Ertem Eğilmez'in güldürü yönetmeni olarak çıkışını kanıtlayan Canım Kardeşim'i
Engin Ayça şu sözlerle değerlendiriyordu: Nihayet sahteliklerden, kalıp durum ve kişilerden, soyutlamalardan arınmış, iddiasız, içten, sıcak, Temiz bir film çalışması. Severek, yaşayarak, duyarak, zorlamadan ve zorlanmadan anlatılan bir yaşam kesiti. Gecekondu sakinlerinden iki genç arkadaşın günlük işleri...
1973'te Eğilmez, Rıfat Ilgaz'dan uyarlanan Hababam Sınıfı'nı, ve filmin gördüğü büyük ilgi üzerine aynı yıl içinde kabarık ve son derece uyumlu bir oyuncu kadrosunu kullanarak Hababam Sınıfı Sınıfta Kaldı'yı, 1976'da Hababam Sınıfı Uyanıyor'u, sonraki yıl ise Hababam Sınıfı Tatilde'yi çekti. 1981'deki Hababam Sınıfı Güle Güle ile diziye son verdi.
Ertem Eğilmez, Türk sinemasında egemen güldürü türüne kendine özgü bir mizah anlayışı, çok daha gerçeklerden yana bir yaklaşım ve çoğunlukla güncel sorunlara dönük öyküler getirdi. Bunlarda adeta kendi yetiştirdiği ya da yönlendirdiği üç ustayı kullandı: Kemal Sunal, İlyas Salman ve Şener Şen.
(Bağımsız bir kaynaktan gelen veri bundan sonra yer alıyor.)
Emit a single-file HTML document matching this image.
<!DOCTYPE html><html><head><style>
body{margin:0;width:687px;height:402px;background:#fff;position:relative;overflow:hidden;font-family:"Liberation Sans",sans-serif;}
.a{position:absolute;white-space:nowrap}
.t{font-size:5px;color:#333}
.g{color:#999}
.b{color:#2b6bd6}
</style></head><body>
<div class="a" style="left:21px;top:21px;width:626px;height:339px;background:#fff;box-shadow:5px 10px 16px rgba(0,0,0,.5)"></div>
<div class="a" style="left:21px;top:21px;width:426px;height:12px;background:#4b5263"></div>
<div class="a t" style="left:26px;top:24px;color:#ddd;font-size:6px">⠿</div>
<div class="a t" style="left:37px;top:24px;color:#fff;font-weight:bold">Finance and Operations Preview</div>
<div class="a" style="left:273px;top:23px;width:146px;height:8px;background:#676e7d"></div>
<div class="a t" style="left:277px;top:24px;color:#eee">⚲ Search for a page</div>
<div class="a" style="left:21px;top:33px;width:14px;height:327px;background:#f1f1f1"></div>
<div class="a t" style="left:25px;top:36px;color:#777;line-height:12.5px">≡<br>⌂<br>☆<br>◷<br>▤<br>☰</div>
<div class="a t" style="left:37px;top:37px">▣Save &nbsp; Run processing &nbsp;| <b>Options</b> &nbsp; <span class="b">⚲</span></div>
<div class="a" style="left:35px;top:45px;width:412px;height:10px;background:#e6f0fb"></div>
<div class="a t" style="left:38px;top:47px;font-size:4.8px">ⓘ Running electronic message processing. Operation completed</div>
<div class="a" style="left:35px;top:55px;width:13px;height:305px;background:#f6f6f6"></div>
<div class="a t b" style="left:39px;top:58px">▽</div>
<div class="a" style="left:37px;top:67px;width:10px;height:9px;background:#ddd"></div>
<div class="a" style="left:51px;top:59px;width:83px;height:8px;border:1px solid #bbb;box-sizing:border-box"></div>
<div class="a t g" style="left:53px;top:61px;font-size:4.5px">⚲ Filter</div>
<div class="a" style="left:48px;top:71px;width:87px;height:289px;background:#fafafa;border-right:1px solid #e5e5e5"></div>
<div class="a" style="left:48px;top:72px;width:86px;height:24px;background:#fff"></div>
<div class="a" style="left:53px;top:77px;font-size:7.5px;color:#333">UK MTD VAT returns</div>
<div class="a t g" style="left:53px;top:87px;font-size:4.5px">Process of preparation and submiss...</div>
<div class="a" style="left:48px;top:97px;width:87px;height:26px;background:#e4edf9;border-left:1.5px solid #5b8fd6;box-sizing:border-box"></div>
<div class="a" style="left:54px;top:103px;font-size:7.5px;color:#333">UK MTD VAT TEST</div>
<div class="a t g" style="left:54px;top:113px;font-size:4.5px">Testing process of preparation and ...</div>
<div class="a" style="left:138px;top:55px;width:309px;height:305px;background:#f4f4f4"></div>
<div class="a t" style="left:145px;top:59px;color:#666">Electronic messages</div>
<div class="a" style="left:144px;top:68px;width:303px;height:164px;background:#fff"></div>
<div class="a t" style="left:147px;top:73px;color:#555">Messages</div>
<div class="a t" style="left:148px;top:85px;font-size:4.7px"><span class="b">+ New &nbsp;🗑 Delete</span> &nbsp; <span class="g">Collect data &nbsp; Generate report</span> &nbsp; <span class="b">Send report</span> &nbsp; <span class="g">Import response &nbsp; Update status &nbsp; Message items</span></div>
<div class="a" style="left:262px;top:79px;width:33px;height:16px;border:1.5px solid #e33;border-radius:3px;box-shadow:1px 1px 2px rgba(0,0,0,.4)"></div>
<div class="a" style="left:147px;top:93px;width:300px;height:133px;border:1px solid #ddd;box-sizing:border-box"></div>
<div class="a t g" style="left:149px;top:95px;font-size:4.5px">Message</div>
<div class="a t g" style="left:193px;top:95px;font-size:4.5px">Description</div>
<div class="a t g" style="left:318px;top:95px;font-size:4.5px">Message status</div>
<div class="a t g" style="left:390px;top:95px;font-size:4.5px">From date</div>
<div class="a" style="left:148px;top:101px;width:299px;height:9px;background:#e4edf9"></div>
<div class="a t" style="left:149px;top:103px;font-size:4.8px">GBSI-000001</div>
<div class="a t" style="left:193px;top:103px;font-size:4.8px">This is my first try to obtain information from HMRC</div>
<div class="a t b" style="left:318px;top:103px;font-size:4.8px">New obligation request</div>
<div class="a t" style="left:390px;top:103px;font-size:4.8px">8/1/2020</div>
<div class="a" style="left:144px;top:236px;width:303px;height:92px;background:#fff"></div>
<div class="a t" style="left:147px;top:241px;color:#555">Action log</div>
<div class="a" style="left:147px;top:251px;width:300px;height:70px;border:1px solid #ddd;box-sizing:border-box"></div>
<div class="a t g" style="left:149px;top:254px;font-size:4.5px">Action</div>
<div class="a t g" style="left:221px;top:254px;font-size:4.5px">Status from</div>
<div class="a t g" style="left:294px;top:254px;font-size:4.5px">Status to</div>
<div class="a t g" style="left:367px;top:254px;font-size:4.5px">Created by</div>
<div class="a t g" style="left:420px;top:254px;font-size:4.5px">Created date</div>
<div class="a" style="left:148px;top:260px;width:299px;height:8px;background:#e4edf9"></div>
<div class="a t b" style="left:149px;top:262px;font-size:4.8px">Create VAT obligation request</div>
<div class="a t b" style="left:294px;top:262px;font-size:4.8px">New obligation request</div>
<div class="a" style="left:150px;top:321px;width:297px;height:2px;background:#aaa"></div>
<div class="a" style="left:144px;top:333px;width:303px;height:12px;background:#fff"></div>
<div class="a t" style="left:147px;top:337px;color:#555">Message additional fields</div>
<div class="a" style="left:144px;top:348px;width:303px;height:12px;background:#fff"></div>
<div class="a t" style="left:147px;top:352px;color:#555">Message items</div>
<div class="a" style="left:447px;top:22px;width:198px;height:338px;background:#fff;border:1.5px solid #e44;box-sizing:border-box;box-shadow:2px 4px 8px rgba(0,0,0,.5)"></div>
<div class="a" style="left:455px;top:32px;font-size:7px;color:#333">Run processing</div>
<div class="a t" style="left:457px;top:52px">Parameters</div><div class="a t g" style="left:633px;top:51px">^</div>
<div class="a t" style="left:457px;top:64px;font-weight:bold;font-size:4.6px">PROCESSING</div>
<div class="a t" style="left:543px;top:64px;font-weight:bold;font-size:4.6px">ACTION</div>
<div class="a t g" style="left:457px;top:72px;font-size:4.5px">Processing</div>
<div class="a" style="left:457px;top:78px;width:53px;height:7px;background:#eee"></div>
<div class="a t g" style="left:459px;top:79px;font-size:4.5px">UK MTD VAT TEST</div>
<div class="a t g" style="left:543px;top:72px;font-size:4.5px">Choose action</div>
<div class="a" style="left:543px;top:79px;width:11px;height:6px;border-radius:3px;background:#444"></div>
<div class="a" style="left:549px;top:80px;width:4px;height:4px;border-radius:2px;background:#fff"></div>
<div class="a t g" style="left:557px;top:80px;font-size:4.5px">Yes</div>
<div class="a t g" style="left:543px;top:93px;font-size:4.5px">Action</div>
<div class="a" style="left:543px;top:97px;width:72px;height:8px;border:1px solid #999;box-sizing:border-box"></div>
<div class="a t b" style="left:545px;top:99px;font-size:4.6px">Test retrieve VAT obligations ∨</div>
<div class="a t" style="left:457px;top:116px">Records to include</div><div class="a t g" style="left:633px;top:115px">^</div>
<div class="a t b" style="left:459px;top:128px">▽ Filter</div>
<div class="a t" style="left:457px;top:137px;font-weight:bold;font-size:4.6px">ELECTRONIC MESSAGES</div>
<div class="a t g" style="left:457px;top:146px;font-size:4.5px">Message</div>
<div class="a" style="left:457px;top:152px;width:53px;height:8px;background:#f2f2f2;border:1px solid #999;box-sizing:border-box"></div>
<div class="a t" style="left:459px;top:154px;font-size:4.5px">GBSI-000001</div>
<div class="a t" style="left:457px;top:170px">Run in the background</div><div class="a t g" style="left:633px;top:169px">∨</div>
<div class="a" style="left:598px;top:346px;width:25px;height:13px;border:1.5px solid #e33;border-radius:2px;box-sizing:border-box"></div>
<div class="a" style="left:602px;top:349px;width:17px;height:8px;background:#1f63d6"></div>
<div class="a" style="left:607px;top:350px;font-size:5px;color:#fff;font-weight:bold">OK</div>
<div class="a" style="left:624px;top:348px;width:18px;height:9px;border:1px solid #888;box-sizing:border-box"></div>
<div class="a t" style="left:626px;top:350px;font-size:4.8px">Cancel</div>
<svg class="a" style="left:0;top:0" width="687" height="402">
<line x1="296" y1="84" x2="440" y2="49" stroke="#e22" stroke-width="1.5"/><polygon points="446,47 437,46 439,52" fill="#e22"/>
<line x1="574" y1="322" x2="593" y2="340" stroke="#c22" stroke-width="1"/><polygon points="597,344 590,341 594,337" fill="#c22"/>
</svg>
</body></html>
Kemal Sunal ile çektiği Süt Kardeşler (1976) ve Şabanoğlu Şaban'da (1977), İlyas Salman'a gerçek başrolünü veren Erkek Güzeli Sefil Bilo (1979) ve devamı sayılabilecek Banker Bilo'da (1980), Şener Şen'in 'komedyen' niteliklerini iyice ortaya koyan Namuslu (1984) ve Aşık Oldum'da (1985) Eğilmez biraz buruk ve bol taşlamalı bir güldürü anlayışının değişik örneklerini vermiş oluyor.
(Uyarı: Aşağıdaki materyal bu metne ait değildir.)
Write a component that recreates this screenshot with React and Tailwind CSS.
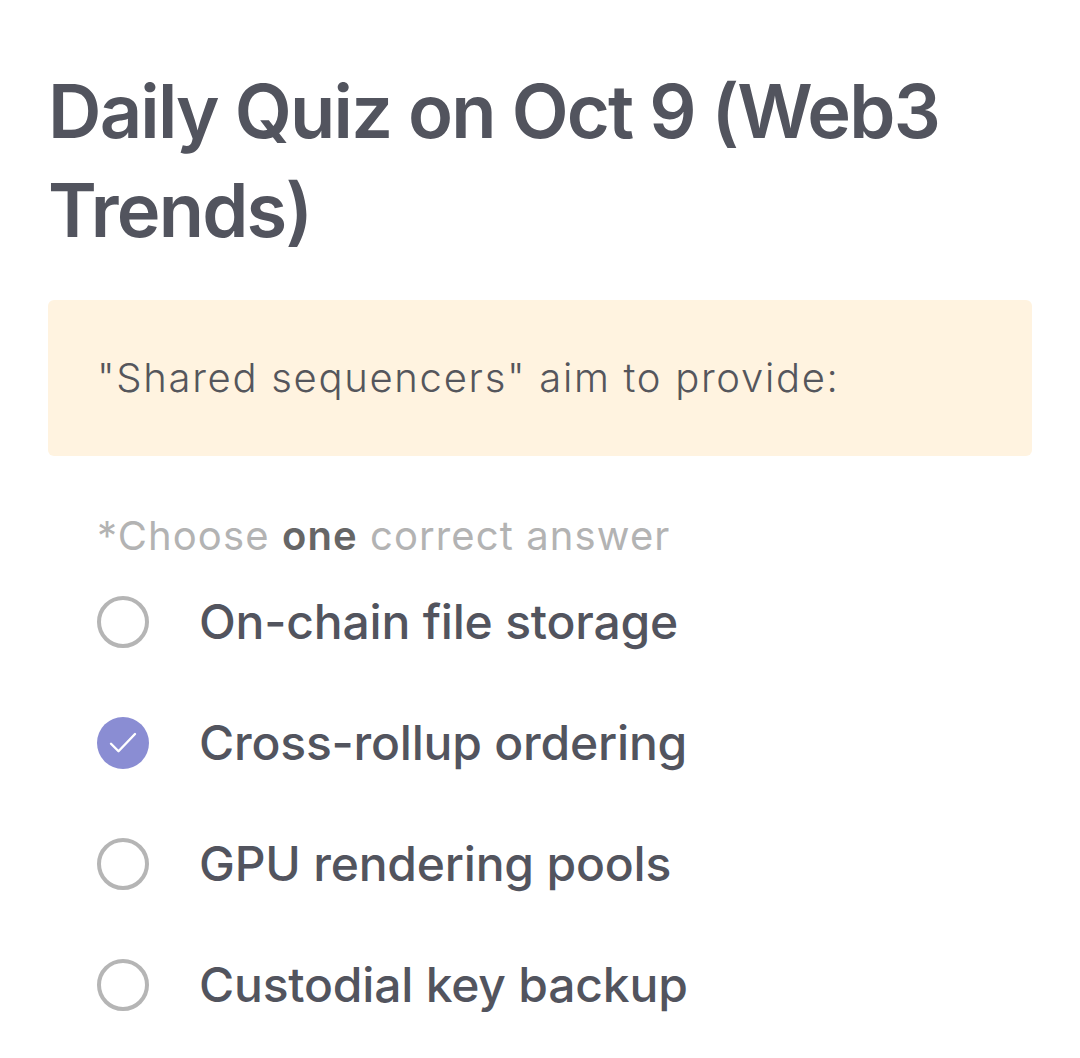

Burçak Evren, Ertem Eğilmez'i şöyle değerlendiriyor: Eğilmez'in güldürüleri çoğu kez sosyal konularla kaynaşmış bir haldedir. Ama hiçbir zaman güldürü öğesinden hareket edip bir sorunun eleştirisi yapılmaz. Sorunlar, Eğilmez'in sinemasında ancak güldürü dozunu artıracak motif ve mekan olarak kullanılmaktadır (Canım Kardeşim'de gecekondu semtinin, Oh Olsun'da fabrikanın ve Salak Milyoner'de İstanbul'un kullanılması gibi).
Eğilmez'in 1988 yapımı Arabesk filmi ise, bir milyarın üstüne çıkan hasılatıyla Türk sinemasında 'ilk büyük gişe rekorunu' elde etti.